Wherever "React" appears in a line, copy that line.
⟨
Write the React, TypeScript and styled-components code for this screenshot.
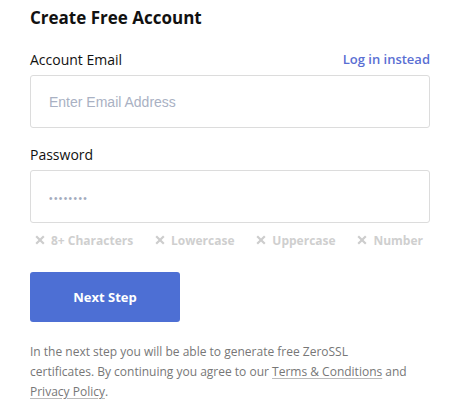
import React from "react";
import styled, { createGlobalStyle } from "styled-components";

const Global = createGlobalStyle`
  html, body { margin: 0; padding: 0; background: #fff; }
  body { font-family: "Open Sans", "Liberation Sans", sans-serif; }
  * { box-sizing: border-box; }
`;

const Page = styled.div`
  width: 452px;
  padding: 6px 22px 0 30px;
  display: flex;
  flex-direction: column;
`;

const Title = styled.h1`
  margin: 0;
  font-size: 17px;
  line-height: 24px;
  font-weight: 700;
  color: #111;
`;

const LabelRow = styled.div<{ $top: number }>`
  display: flex;
  justify-content: space-between;
  align-items: center;
  margin-top: ${(p) => p.$top}px;
  height: 22px;
`;

const Label = styled.label`
  font-size: 14px;
  color: #111;
`;

const Link = styled.a`
  font-size: 13px;
  font-weight: 600;
  color: #5a6fd3;
  text-decoration: none;
`;

const Input = styled.input`
  margin-top: 5px;
  width: 400px;
  height: 53px;
  border: 1px solid #dcdcdc;
  border-radius: 3px;
  padding: 0 18px;
  font-family: "Liberation Sans", Arial, sans-serif;
  font-size: 14px;
  color: #333;
  outline: none;
  &::placeholder { color: #a9b1c3; }
`;

const PwInput = styled(Input)`
  &::placeholder { color: #a3abbd; font-size: 10px; letter-spacing: 1.4px; }
`;

const Reqs = styled.div`
  display: flex;
  justify-content: space-between;
  padding: 0 7px 0 5px;
  margin-top: 8px;
  height: 18px;
  align-items: center;
`;

const Req = styled.span`
  font-size: 12px;
  font-weight: 700;
  color: #cfcfcf;
  display: inline-flex;
  align-items: center;
  gap: 6px;
`;

const XIcon = () => (
  <svg width="10" height="10" viewBox="0 0 10 10">
    <path d="M1.2 1.2 L8.8 8.8 M8.8 1.2 L1.2 8.8" stroke="#cdcdcd" strokeWidth="2.2" />
  </svg>
);

const Button = styled.button`
  margin-top: 23px;
  width: 150px;
  height: 50px;
  border: none;
  border-radius: 3px;
  background: #4d6fd4;
  color: #fff;
  font-family: "Open Sans", sans-serif;
  font-size: 13px;
  font-weight: 700;
`;

const Note = styled.p`
  margin: 20px 0 0;
  font-size: 12px;
  line-height: 20px;
  color: #777;
  width: 380px;
`;

const NoteLink = styled.a`
  color: #777;
  text-decoration: underline;
  text-decoration-color: #bbb;
  text-underline-offset: 2px;
`;

export default function App() {
  return (
    <Page>
      <Global />
      <Title>Create Free Account</Title>
      <LabelRow $top={18}>
        <Label>Account Email</Label>
        <Link href="#">Log in instead</Link>
      </LabelRow>
      <Input placeholder="Enter Email Address" />
      <LabelRow $top={15}>
        <Label>Password</Label>
      </LabelRow>
      <PwInput type="password" placeholder="••••••••" />
      <Reqs>
        {["8+ Characters", "Lowercase", "Uppercase", "Number"].map((r) => (
          <Req key={r}>
            <XIcon />
            {r}
          </Req>
        ))}
      </Reqs>
      <Button>Next Step</Button>
      <Note>
        In the next step you will be able to generate free ZeroSSL certificates. By continuing you agree to our{" "}
        <NoteLink href="#">Terms &amp; Conditions</NoteLink> and <NoteLink href="#">Privacy Policy</NoteLink>.
      </Note>
    </Page>
  );
}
⟩
## THE REPLY
Write the React, TypeScript and styled-components code for this screenshot.
import React from "react";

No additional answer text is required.